- [Exercise materials]:
:::::

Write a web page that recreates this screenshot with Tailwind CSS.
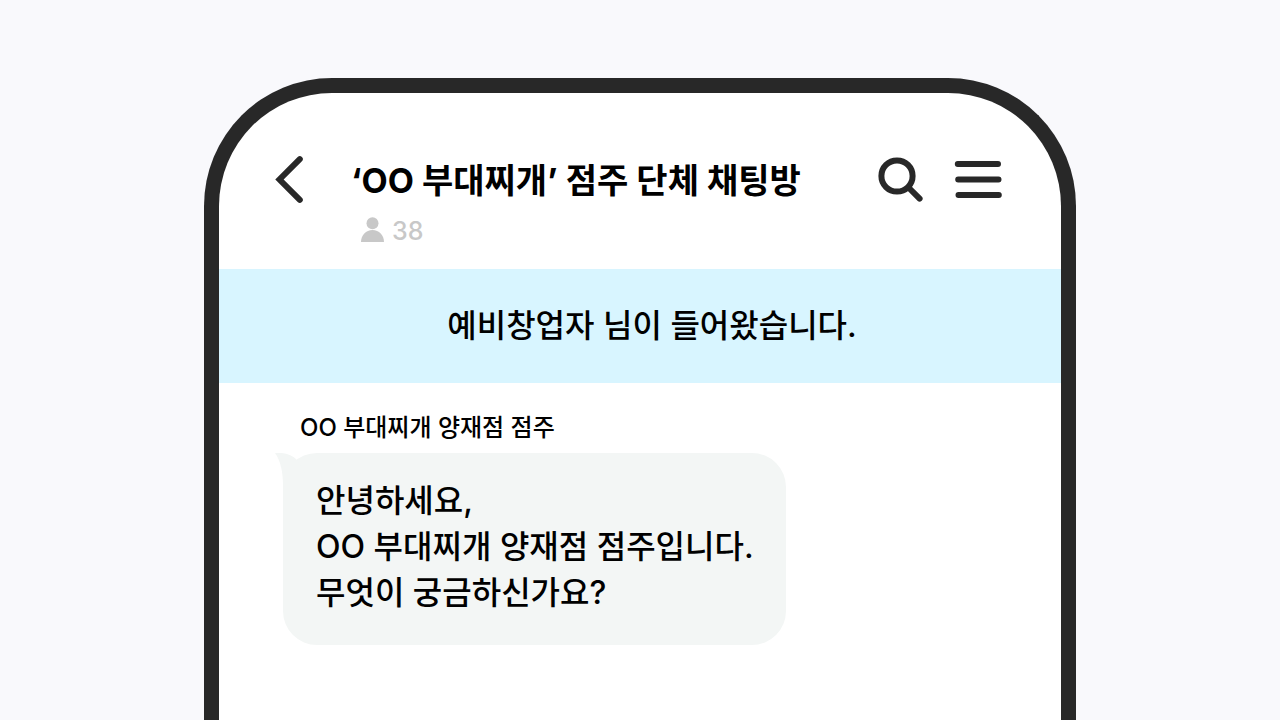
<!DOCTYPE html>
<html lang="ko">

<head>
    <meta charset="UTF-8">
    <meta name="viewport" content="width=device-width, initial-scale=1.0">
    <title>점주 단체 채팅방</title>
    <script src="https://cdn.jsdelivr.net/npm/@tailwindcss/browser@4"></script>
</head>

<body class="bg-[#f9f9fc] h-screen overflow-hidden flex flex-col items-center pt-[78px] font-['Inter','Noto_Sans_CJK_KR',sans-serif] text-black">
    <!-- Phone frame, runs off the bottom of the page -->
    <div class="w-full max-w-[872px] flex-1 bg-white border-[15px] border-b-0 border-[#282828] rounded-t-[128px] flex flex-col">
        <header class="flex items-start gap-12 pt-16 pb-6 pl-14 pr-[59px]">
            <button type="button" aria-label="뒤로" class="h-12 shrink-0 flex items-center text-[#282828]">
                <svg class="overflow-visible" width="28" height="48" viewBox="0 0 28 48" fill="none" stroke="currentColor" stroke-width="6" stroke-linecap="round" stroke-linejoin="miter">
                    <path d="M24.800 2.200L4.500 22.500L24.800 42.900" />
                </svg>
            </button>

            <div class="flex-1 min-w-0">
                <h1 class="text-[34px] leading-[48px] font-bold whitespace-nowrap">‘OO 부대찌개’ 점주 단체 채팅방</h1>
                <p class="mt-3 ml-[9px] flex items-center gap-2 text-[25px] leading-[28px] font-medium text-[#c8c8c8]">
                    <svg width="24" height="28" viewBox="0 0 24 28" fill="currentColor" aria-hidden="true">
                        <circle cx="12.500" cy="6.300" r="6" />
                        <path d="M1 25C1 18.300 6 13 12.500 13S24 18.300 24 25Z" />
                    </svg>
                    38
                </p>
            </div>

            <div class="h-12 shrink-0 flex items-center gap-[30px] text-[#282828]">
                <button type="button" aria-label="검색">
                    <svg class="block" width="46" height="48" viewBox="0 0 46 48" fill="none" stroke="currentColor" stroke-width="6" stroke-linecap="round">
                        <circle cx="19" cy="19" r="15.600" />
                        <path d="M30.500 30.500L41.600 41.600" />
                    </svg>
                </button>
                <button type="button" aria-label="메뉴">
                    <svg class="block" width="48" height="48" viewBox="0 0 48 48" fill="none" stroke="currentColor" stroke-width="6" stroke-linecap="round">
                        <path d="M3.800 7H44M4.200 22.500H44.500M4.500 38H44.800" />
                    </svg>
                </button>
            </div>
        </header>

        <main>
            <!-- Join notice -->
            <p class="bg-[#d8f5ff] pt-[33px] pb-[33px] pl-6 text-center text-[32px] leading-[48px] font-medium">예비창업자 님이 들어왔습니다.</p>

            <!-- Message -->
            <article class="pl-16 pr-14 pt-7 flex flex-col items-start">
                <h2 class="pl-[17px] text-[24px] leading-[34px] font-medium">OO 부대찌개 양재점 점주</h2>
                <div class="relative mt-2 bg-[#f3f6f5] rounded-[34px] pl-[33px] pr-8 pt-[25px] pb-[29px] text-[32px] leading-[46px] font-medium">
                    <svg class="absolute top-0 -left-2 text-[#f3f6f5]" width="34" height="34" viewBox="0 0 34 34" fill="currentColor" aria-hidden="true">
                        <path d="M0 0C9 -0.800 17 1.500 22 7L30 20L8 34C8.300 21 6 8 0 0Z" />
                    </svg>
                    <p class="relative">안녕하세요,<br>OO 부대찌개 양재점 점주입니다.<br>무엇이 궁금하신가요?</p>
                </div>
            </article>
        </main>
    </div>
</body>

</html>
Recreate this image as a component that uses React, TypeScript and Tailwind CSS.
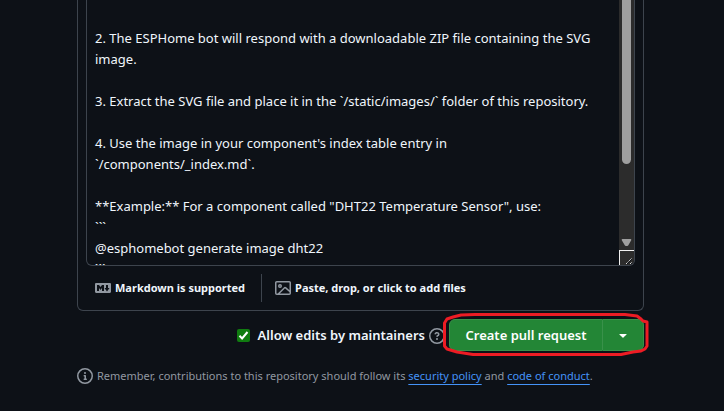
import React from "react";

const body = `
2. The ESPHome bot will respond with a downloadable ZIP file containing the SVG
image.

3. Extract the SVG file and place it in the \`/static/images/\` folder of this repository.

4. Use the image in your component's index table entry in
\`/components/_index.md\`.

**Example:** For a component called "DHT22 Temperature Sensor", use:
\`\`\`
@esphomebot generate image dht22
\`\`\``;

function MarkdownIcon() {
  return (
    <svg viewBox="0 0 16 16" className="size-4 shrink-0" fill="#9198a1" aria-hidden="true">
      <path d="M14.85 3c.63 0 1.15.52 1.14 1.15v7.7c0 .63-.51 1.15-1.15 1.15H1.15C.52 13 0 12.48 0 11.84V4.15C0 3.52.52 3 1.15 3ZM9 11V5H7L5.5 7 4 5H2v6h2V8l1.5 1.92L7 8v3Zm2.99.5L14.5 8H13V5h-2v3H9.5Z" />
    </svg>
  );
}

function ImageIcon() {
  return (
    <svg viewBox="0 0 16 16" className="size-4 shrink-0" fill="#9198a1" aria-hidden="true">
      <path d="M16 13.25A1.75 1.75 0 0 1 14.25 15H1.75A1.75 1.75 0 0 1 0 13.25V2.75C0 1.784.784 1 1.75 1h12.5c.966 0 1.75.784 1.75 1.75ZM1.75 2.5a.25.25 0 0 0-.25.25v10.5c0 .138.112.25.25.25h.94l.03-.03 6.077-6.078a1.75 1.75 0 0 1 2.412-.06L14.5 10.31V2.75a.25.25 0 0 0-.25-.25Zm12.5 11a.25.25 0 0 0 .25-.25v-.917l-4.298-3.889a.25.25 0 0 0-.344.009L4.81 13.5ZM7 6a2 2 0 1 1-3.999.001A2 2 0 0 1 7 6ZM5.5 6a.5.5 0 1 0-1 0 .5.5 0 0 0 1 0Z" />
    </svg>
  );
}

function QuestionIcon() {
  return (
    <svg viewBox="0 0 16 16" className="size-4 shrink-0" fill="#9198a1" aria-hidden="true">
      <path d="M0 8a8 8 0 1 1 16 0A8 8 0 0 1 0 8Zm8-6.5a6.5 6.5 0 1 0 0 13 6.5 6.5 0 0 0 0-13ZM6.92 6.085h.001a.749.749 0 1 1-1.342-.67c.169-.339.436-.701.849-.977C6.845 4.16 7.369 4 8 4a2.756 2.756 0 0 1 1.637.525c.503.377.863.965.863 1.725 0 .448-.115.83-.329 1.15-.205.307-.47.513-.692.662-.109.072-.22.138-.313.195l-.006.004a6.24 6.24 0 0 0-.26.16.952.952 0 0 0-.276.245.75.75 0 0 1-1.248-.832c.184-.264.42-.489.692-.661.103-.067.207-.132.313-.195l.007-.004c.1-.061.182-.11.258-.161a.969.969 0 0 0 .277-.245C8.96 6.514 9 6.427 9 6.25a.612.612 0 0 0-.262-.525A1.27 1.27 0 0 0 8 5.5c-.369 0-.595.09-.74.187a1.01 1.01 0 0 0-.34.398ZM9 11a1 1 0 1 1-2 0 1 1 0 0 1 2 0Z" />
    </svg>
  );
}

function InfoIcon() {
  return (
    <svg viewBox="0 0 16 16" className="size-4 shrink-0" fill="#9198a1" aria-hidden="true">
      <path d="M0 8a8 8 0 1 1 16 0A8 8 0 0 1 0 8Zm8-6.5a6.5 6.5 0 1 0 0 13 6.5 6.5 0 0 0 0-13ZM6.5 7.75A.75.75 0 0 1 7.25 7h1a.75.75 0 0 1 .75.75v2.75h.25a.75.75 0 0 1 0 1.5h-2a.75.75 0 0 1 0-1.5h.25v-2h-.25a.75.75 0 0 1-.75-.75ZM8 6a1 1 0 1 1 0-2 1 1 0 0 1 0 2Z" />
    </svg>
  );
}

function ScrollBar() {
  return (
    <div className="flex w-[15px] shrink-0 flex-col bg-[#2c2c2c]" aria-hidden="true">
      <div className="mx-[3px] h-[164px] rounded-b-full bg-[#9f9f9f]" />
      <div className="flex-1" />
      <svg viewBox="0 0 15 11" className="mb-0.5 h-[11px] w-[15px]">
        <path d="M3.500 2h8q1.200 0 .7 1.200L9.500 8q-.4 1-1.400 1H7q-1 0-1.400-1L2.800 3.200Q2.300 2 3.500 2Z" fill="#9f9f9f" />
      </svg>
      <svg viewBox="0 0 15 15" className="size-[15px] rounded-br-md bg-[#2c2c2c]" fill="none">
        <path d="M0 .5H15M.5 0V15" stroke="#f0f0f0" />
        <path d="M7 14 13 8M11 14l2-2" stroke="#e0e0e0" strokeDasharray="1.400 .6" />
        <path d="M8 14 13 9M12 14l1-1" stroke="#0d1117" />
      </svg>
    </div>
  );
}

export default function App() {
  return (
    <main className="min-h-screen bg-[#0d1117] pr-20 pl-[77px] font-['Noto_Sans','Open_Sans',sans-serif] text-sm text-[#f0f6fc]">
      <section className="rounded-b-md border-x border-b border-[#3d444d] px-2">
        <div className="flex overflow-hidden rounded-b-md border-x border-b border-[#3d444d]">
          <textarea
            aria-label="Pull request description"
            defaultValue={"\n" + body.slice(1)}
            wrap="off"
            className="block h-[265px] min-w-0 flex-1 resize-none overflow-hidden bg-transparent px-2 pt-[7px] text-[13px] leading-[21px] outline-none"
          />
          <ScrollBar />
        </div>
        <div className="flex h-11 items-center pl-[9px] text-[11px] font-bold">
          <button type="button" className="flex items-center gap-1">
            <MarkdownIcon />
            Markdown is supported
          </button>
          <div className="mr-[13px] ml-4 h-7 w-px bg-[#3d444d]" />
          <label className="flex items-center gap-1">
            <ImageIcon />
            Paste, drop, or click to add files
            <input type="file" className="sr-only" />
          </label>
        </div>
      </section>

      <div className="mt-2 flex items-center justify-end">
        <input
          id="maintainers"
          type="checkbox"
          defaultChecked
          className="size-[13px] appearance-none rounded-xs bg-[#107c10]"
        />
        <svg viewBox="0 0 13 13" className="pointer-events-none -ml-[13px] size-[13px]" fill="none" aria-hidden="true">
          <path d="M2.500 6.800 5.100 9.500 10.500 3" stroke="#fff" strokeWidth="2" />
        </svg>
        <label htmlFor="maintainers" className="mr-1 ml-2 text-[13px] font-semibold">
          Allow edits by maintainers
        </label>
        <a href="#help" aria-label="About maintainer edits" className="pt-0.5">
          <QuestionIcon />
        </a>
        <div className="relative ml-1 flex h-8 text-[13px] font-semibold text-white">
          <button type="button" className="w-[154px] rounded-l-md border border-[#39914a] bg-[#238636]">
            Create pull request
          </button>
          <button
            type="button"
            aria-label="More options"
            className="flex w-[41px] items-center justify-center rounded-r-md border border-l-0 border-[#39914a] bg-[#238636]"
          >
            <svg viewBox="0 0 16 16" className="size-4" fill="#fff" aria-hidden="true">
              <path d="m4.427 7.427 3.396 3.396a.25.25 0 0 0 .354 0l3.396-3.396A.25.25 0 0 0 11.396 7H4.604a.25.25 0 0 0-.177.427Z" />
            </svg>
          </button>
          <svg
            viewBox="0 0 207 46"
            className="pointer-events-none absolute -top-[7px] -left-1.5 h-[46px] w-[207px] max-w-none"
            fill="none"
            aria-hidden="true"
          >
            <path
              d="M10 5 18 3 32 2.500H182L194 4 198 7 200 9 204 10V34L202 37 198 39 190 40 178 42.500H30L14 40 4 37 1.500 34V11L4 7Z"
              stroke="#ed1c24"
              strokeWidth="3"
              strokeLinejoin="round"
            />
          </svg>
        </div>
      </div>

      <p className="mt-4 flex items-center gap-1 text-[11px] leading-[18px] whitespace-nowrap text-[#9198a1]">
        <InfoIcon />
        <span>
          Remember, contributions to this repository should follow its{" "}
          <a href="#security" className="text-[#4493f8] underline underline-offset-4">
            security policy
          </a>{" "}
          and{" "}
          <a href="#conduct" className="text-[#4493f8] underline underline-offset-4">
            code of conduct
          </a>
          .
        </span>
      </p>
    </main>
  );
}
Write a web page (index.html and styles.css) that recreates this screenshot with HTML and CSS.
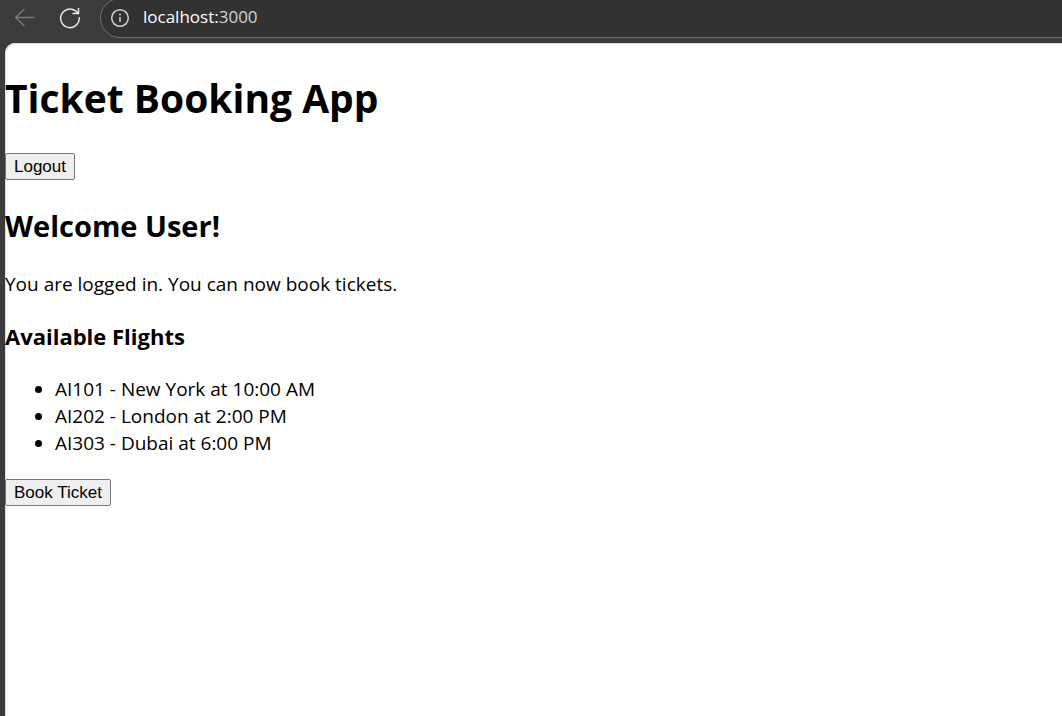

:::::

- [What to work on]: Report each line of the material above where the word "page" appears.

- [Answer to the exercise]:
Write a web page that recreates this screenshot with Tailwind CSS.
    <!-- Phone frame, runs off the bottom of the page -->
Write a web page (index.html and styles.css) that recreates this screenshot with HTML and CSS.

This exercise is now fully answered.